The Japanese market has been benefiting from the 'three arrows' policy under new Japanese prime minister Shinzo Abe that employs aggressive monetary easing, fiscal stimulus and other measures to boost economic growth. The recent stock market rally has sparked major foreign and domestic investor inflows.

Additionally, following the arrest of the president of AIJ Investment Advisors Kazuhiko Asakawa for defrauding ¥109 billion ($1.4 billion) of missing pension funds last December, fund houses in Japan are readying for a rise in the number of regulatory inspections and a tightening of laws.

This has meant Wells and his team have seen a greater number of enquires on insider trading and advising clients on how to prepare for regulatory inspections.

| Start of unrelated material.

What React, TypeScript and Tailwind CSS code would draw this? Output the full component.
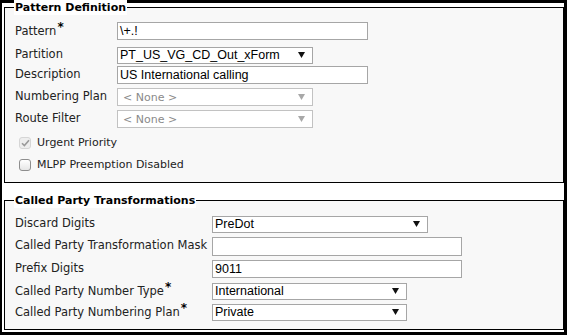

It has also been fielding a lot of “real time” questions by phone about trading situations and whether certain fact scenarios could fall under the insider trading regulations.

And with Wells’ move to Bingham, he will also see his remit grow gradually to the Chinese market, where he hopes to create a fund regulatory practice in the mainland originally in Beijing and possibly elsewhere in the coming few years.

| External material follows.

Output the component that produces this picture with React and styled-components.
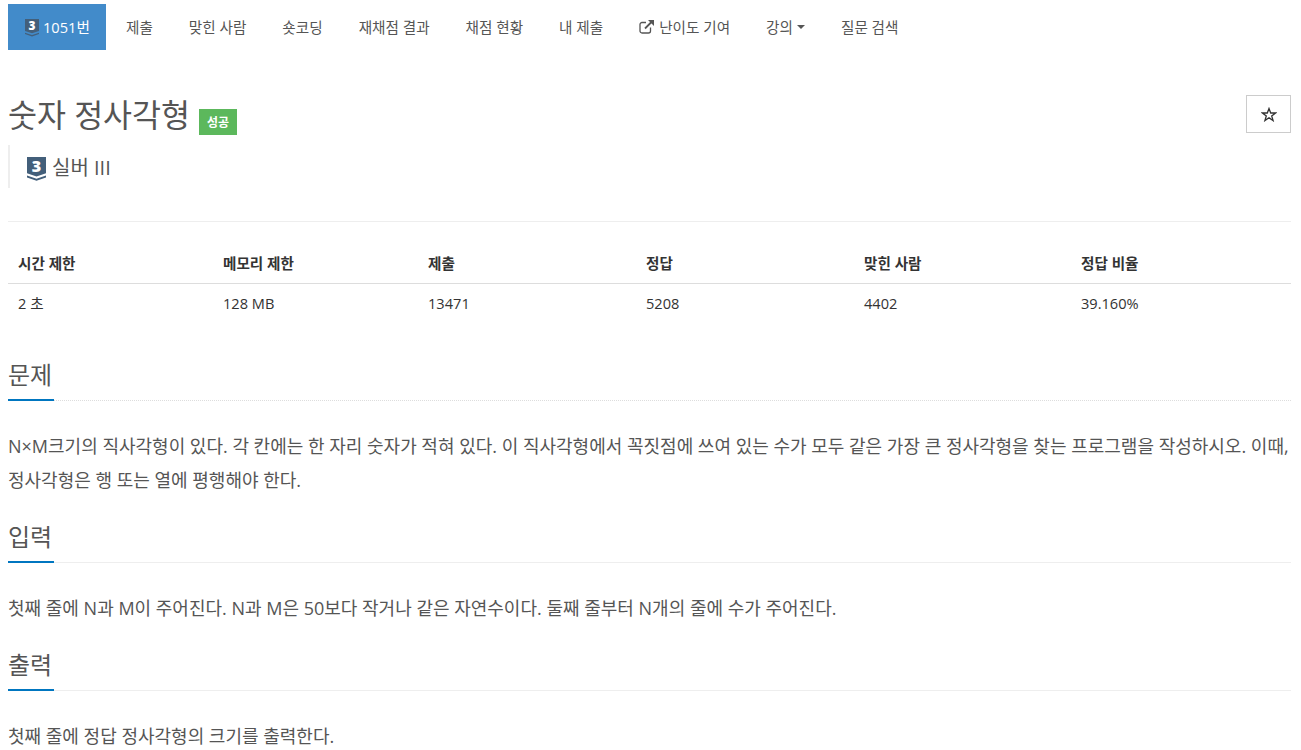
import styled, { createGlobalStyle } from "styled-components";

const GlobalStyle = createGlobalStyle`
  html, body { margin: 0; padding: 0; background: #fff; overflow: hidden; }
  body {
    font-family: "Open Sans", "Noto Sans CJK KR", sans-serif;
    color: #333;
  }
  * { box-sizing: border-box; }
`;

const columns = [
  { title: "시간 제한", value: "2 초", width: 205 },
  { title: "메모리 제한", value: "128 MB", width: 205 },
  { title: "제출", value: "13471", width: 218 },
  { title: "정답", value: "5208", width: 218 },
  { title: "맞힌 사람", value: "4402", width: 217 },
  { title: "정답 비율", value: "39.160%", width: 220 },
];

const menu = ["제출", "맞힌 사람", "숏코딩", "재채점 결과", "채점 현황", "내 제출"];

function TierBadge({ width }) {
  return (
    <BadgeSvg width={width} height={width * 1.25} viewBox="0 0 20 25">
      <path d="M0 0H20V17L10 20.5L0 17Z" fill="#435f7a" />
      <path d="M0 19.5L10 23L20 19.5V21.5L10 25L0 21.5Z" fill="#435f7a" />
      <text x="10" y="15.5" textAnchor="middle" fontSize="17" fontWeight="800" fill="#fff" fontFamily="Open Sans">3</text>
    </BadgeSvg>
  );
}

function LinkIcon() {
  return (
    <svg width="16" height="15" viewBox="0 0 16 15" fill="none" stroke="#555">
      <path d="M11.5 8.5V12A2 2 0 0 1 9.5 14H3A2 2 0 0 1 1 12V5.5A2 2 0 0 1 3 3.5H7" strokeWidth="1.3" />
      <path d="M6 9.5L13 2.5" strokeWidth="1.8" />
      <path d="M9 1H15V7Z" fill="#555" stroke="none" />
    </svg>
  );
}

function StarIcon() {
  return (
    <svg width="16" height="15" viewBox="0 0 16 15" fill="none" stroke="#333" strokeWidth="1.3">
      <path d="M8 1.5L9.7 6H14.6L10.7 8.9L12.1 13.6L8 10.8L3.9 13.6L5.3 8.9L1.4 6H6.3Z" />
    </svg>
  );
}

export default function App() {
  return (
    <Page>
      <GlobalStyle />
      <Nav>
        <ActiveItem>
          <TierBadge width={14} />
          <span>1051번</span>
        </ActiveItem>
        {menu.map((m) => (
          <NavItem key={m}>{m}</NavItem>
        ))}
        <NavItem>
          <LinkIcon />
          <span>난이도 기여</span>
        </NavItem>
        <NavItem>
          <span>강의</span>
          <Caret />
        </NavItem>
        <NavItem>질문 검색</NavItem>
      </Nav>

      <TitleRow>
        <TitleLeft>
          <Title>숫자 정사각형</Title>
          <Label>성공</Label>
        </TitleLeft>
        <StarButton>
          <StarIcon />
        </StarButton>
      </TitleRow>

      <Tier>
        <TierBadge width={19} />
        <span>실버 III</span>
      </Tier>

      <Rule />

      <Table>
        <thead>
          <tr>
            {columns.map((c) => (
              <Th key={c.title} $width={c.width}>{c.title}</Th>
            ))}
          </tr>
        </thead>
        <tbody>
          <tr>
            {columns.map((c) => (
              <Td key={c.title}>{c.value}</Td>
            ))}
          </tr>
        </tbody>
      </Table>

      <Section $top={37}>
        <Heading><span>문제</span></Heading>
        <Body>
          N×M크기의 직사각형이 있다. 각 칸에는 한 자리 숫자가 적혀 있다. 이 직사각형에서 꼭짓점에 쓰여 있는 수가 모두 같은 가장 큰 정사각형을 찾는 프로그램을 작성하시오. 이때, 정사각형은 행 또는 열에 평행해야 한다.
        </Body>
      </Section>

      <Section $top={24}>
        <Heading $solid><span>입력</span></Heading>
        <Body>첫째 줄에 N과 M이 주어진다. N과 M은 50보다 작거나 같은 자연수이다. 둘째 줄부터 N개의 줄에 수가 주어진다.</Body>
      </Section>

      <Section $top={24}>
        <Heading $solid><span>출력</span></Heading>
        <Body>첫째 줄에 정답 정사각형의 크기를 출력한다.</Body>
      </Section>
    </Page>
  );
}

const Page = styled.div`
  width: 1301px;
  height: 750px;
  padding: 4px 10px 0 8px;
  overflow: hidden;
`;

const BadgeSvg = styled.svg`
  flex: none;
  margin-top: 4px;
  overflow: visible;
`;

const Nav = styled.nav`
  display: flex;
  height: 46px;
`;

const NavItem = styled.a`
  display: flex;
  align-items: center;
  gap: 4px;
  padding: 0 18px 2px;
  font-size: 14.6px;
  color: #555;
  white-space: nowrap;
`;

const ActiveItem = styled(NavItem)`
  width: 98px;
  margin-right: 2px;
  padding: 0 0 2px 17px;
  background: #428bca;
  color: #fff;
`;

const Caret = styled.i`
  width: 0;
  height: 0;
  border-left: 4px solid transparent;
  border-right: 4px solid transparent;
  border-top: 4px solid #555;
  margin-top: 2px;
`;

const TitleRow = styled.div`
  display: flex;
  justify-content: space-between;
  align-items: flex-start;
  margin-top: 45px;
  height: 50px;
`;

const TitleLeft = styled.div`
  display: flex;
  align-items: center;
  gap: 9px;
  height: 40px;
`;

const Title = styled.h1`
  margin: 0;
  font-size: 31.5px;
  font-weight: 400;
  line-height: 40px;
  color: #555;
`;

const Label = styled.span`
  display: flex;
  align-items: center;
  justify-content: center;
  width: 38px;
  height: 26px;
  margin-top: 13px;
  background: #5cb85c;
  color: #fff;
  font-size: 12px;
  font-weight: 700;
`;

const StarButton = styled.button`
  display: flex;
  align-items: center;
  justify-content: center;
  width: 45px;
  height: 38px;
  padding: 0;
  background: #fff;
  border: 1px solid #ccc;
`;

const Tier = styled.div`
  display: flex;
  align-items: center;
  gap: 6px;
  height: 43px;
  padding-left: 17px;
  border-left: 2px solid #eee;
  font-size: 20px;
  color: #555;
`;

const Rule = styled.hr`
  margin: 33px 0 0;
  border: 0;
  border-top: 1px solid #eee;
`;

const Table = styled.table`
  width: 1283px;
  margin-top: 21px;
  border-collapse: collapse;
  table-layout: fixed;
  font-size: 14.6px;
`;

const Th = styled.th`
  width: ${(p) => p.$width}px;
  height: 40px;
  padding: 0 10px;
  text-align: left;
  font-weight: 700;
  border-bottom: 1px solid #ddd;
`;

const Td = styled.td`
  height: 39px;
  padding: 0 10px;
`;

const Section = styled.section`
  margin-top: ${(p) => p.$top}px;
`;

const Heading = styled.h2`
  margin: 0;
  height: 42px;
  font-size: 24px;
  font-weight: 400;
  line-height: 32px;
  color: #555;
  border-bottom: 1px ${(p) => (p.$solid ? "solid #eee" : "dotted #ddd")};

  span {
    display: inline-block;
    height: 42px;
    min-width: 46px;
    border-bottom: 2px solid #0076c0;
  }
`;

const Body = styled.p`
  margin: 28px 0 0;
  font-size: 18px;
  line-height: 34px;
  color: #555;
`;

“My personal interest in China is in the overall regulatory development of their securities markets, especially for offshore investment funds,” says Wells. “Recent initiatives aim to make China more internationalised and the growth that follows could create a global level trading market.”

Among various initiatives, the China Securities Regulatory Commission has recently run a public consultation (which closed on April 13) as it looks to ease a number of restrictions for its qualified domestic institutional investor (QDII) programme, first launched in 2007 to facilitate offshore investment by domestic institutions.

Bingham plans to roll out advisory services helping Chinese outbound managers looking to manage offshore asset bases using domestic capital both onshore and offshore. It is also looking to work on offshore structures and third-country feeder funds such as Cayman Island structures aimed at Chinese institutional investors and family capital.
“China may develop a lot like the United States in terms of how the hedge fund industry grows,” says Wells. “We think it will develop more from the private [family] capital side than Japan, which is much more based on institutional capital.”